THE EXERCISE -> Without the pictures, print each of the records below exactly as it appears.

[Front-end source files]

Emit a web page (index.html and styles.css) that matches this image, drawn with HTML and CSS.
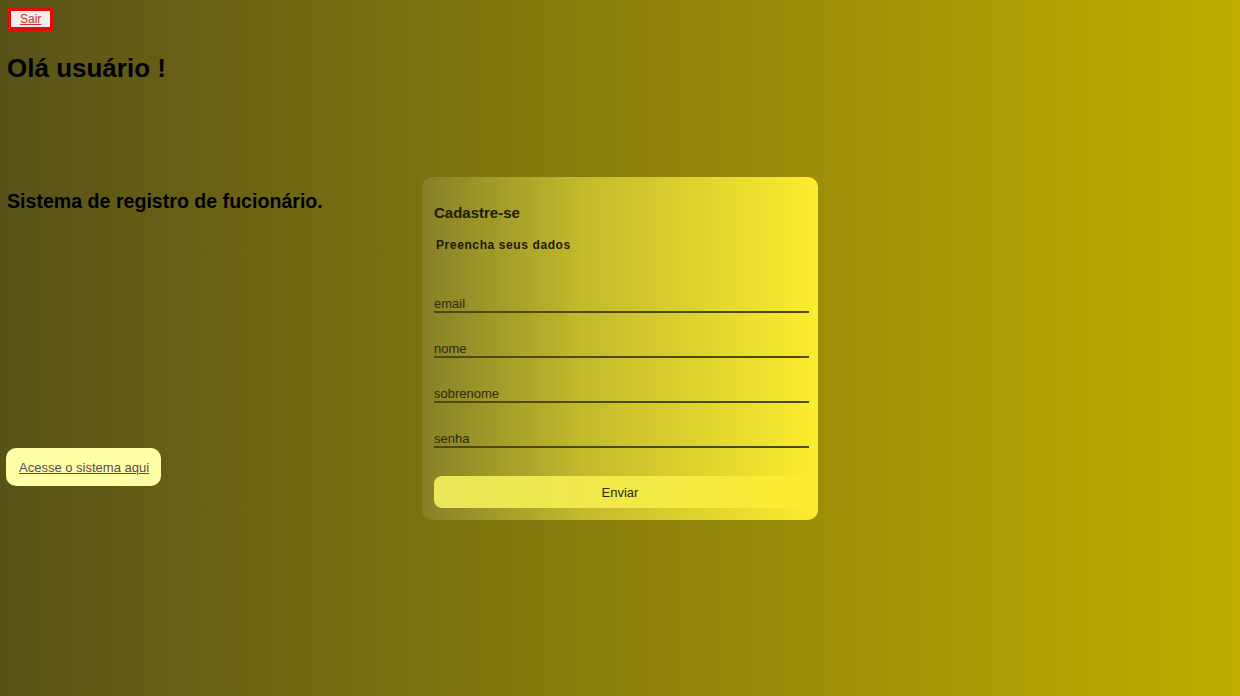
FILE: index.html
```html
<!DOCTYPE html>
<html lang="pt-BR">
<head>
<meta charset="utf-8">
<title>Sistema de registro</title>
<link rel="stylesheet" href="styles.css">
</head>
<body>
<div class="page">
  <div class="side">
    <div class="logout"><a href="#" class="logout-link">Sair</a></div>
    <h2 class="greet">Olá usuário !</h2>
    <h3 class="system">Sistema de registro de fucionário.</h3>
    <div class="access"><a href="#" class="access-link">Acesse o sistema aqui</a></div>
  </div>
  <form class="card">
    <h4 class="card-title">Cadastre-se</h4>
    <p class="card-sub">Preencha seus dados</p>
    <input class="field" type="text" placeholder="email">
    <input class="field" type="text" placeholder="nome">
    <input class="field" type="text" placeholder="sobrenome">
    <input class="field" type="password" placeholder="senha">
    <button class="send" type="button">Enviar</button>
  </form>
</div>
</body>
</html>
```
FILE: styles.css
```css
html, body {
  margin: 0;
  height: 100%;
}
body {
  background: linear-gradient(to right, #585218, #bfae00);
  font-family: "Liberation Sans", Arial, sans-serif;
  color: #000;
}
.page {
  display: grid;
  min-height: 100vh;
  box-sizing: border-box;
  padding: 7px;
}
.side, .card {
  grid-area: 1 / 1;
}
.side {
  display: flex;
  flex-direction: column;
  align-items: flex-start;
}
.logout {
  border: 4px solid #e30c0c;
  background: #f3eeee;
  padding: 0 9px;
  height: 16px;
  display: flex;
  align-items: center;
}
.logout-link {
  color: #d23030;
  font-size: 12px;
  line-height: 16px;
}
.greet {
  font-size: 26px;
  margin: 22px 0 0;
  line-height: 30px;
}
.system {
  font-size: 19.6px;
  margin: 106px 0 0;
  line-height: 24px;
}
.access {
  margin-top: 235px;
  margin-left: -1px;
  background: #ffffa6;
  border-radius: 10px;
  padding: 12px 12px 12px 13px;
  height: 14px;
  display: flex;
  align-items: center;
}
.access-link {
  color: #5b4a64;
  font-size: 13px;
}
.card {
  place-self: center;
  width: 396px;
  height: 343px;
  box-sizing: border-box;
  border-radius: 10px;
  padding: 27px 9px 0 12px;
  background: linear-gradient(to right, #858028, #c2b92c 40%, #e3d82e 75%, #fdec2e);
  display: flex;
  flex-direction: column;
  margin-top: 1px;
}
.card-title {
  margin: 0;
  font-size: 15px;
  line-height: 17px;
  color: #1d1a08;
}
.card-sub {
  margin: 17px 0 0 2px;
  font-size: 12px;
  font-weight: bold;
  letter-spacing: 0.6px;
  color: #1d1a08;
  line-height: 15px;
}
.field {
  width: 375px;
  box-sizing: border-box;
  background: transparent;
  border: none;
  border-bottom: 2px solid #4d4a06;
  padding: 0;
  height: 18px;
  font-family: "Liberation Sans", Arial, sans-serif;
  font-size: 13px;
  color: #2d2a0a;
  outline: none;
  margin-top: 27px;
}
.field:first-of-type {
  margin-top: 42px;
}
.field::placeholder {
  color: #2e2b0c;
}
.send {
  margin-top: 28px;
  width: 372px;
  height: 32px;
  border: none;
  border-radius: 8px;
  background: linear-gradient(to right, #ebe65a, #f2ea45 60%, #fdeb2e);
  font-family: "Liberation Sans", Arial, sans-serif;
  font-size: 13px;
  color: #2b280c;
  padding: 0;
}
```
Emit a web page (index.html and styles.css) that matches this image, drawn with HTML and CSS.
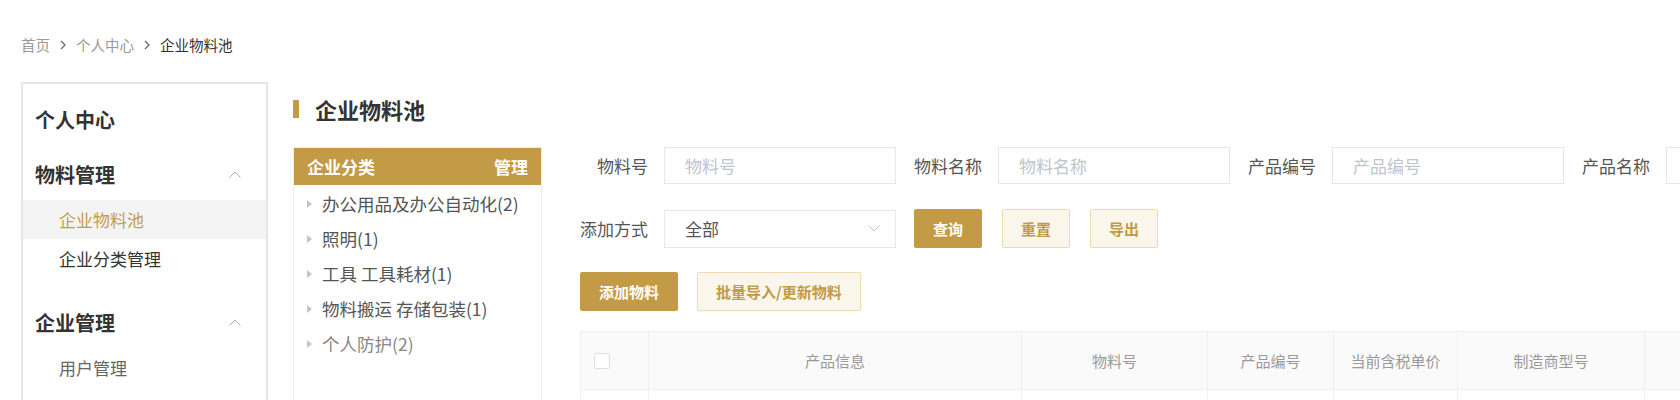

THE RESPONSE ->
Emit a web page (index.html and styles.css) that matches this image, drawn with HTML and CSS.
FILE: index.html
```html
<!DOCTYPE html>
<html lang="pt-BR">
<head>
<meta charset="utf-8">
<title>Sistema de registro</title>
<link rel="stylesheet" href="styles.css">
</head>
<body>
<div class="page">
  <div class="side">
    <div class="logout"><a href="#" class="logout-link">Sair</a></div>
    <h2 class="greet">Olá usuário !</h2>
    <h3 class="system">Sistema de registro de fucionário.</h3>
    <div class="access"><a href="#" class="access-link">Acesse o sistema aqui</a></div>
  </div>
  <form class="card">
    <h4 class="card-title">Cadastre-se</h4>
    <p class="card-sub">Preencha seus dados</p>
    <input class="field" type="text" placeholder="email">
    <input class="field" type="text" placeholder="nome">
    <input class="field" type="text" placeholder="sobrenome">
    <input class="field" type="password" placeholder="senha">
    <button class="send" type="button">Enviar</button>
  </form>
</div>
</body>
</html>
```
FILE: styles.css
```css
html, body {
  margin: 0;
  height: 100%;
}
body {
  background: linear-gradient(to right, #585218, #bfae00);
  font-family: "Liberation Sans", Arial, sans-serif;
  color: #000;
}
.page {
  display: grid;
  min-height: 100vh;
  box-sizing: border-box;
  padding: 7px;
}
.side, .card {
  grid-area: 1 / 1;
}
.side {
  display: flex;
  flex-direction: column;
  align-items: flex-start;
}
.logout {
  border: 4px solid #e30c0c;
  background: #f3eeee;
  padding: 0 9px;
  height: 16px;
  display: flex;
  align-items: center;
}
.logout-link {
  color: #d23030;
  font-size: 12px;
  line-height: 16px;
}
.greet {
  font-size: 26px;
  margin: 22px 0 0;
  line-height: 30px;
}
.system {
  font-size: 19.6px;
  margin: 106px 0 0;
  line-height: 24px;
}
.access {
  margin-top: 235px;
  margin-left: -1px;
  background: #ffffa6;
  border-radius: 10px;
  padding: 12px 12px 12px 13px;
  height: 14px;
  display: flex;
  align-items: center;
}
.access-link {
  color: #5b4a64;
  font-size: 13px;
}
.card {
  place-self: center;
  width: 396px;
  height: 343px;
  box-sizing: border-box;
  border-radius: 10px;
  padding: 27px 9px 0 12px;
  background: linear-gradient(to right, #858028, #c2b92c 40%, #e3d82e 75%, #fdec2e);
  display: flex;
  flex-direction: column;
  margin-top: 1px;
}
.card-title {
  margin: 0;
  font-size: 15px;
  line-height: 17px;
  color: #1d1a08;
}
.card-sub {
  margin: 17px 0 0 2px;
  font-size: 12px;
  font-weight: bold;
  letter-spacing: 0.6px;
  color: #1d1a08;
  line-height: 15px;
}
.field {
  width: 375px;
  box-sizing: border-box;
  background: transparent;
  border: none;
  border-bottom: 2px solid #4d4a06;
  padding: 0;
  height: 18px;
  font-family: "Liberation Sans", Arial, sans-serif;
  font-size: 13px;
  color: #2d2a0a;
  outline: none;
  margin-top: 27px;
}
.field:first-of-type {
  margin-top: 42px;
}
.field::placeholder {
  color: #2e2b0c;
}
.send {
  margin-top: 28px;
  width: 372px;
  height: 32px;
  border: none;
  border-radius: 8px;
  background: linear-gradient(to right, #ebe65a, #f2ea45 60%, #fdeb2e);
  font-family: "Liberation Sans", Arial, sans-serif;
  font-size: 13px;
  color: #2b280c;
  padding: 0;
}
```
Emit a web page (index.html and styles.css) that matches this image, drawn with HTML and CSS.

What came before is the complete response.